His physicality and surprising strength allows him to hold his ground against much bigger players, and also why he’s so comfortable drawing charges.
Lipsey is a menacing point of attack defender, only lacking a long wingspan to better contest or block passing lanes. The rest is all you could ask for, and why he is setting steal rate records. You are not beating Lipsey with speed, nor is your path safe if he is nearby.
The Outlook
I have no doubt that Tamin Lipsey is an NBA-level point of attack defender. It’s an uphill battle to be a positive defender as a small guard, but Lipsey has the exact tools needed, and then some. He is dangerous to drive near and difficult to avoid. He will end a lot of the opponent’s offensive possessions while also kicking off his own team’s offense.

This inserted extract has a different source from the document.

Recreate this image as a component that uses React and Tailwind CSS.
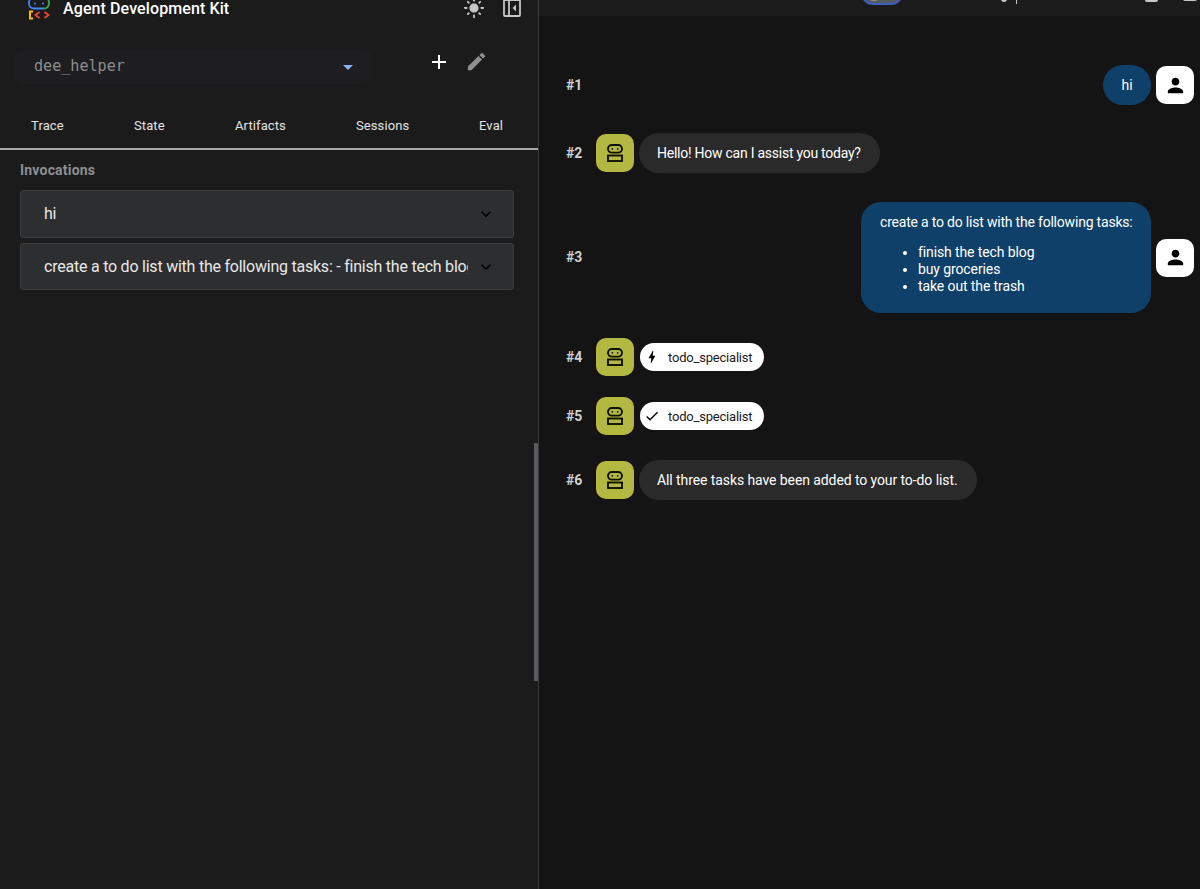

Given the elite defense, the bar for Lipsey to be an effective offensive player is lower. But we have also seen him utilize tools like passing, speed and some self-creation ability to keep defenses honest. Despite my hand-wringing and his limitations, Lipsey has been one of the best offensive players in the NCAA. Having a physically gifted player who can make the right read, slash some and shoot some is likely to have some offensive value. Get him next to good play finishers (like we’ve seen at Iowa State) and Lipsey supports a very good offense.
Given his outlier speed and quickness, even among the NBA’s elite, Lipsey can combine his athletic traits with a high level of feel in many, interesting ways. He will give you transition offense as he makes every little task more difficult for an opposing offense. He will help from distance without gambling. If he continues to develop his pull-up, as he should given his age, he could become a strong pick and roll conductor, as well.
Lipsey has more upside than your typical guard prospect, with day one bankable skills. Don’t let him go unnoticed.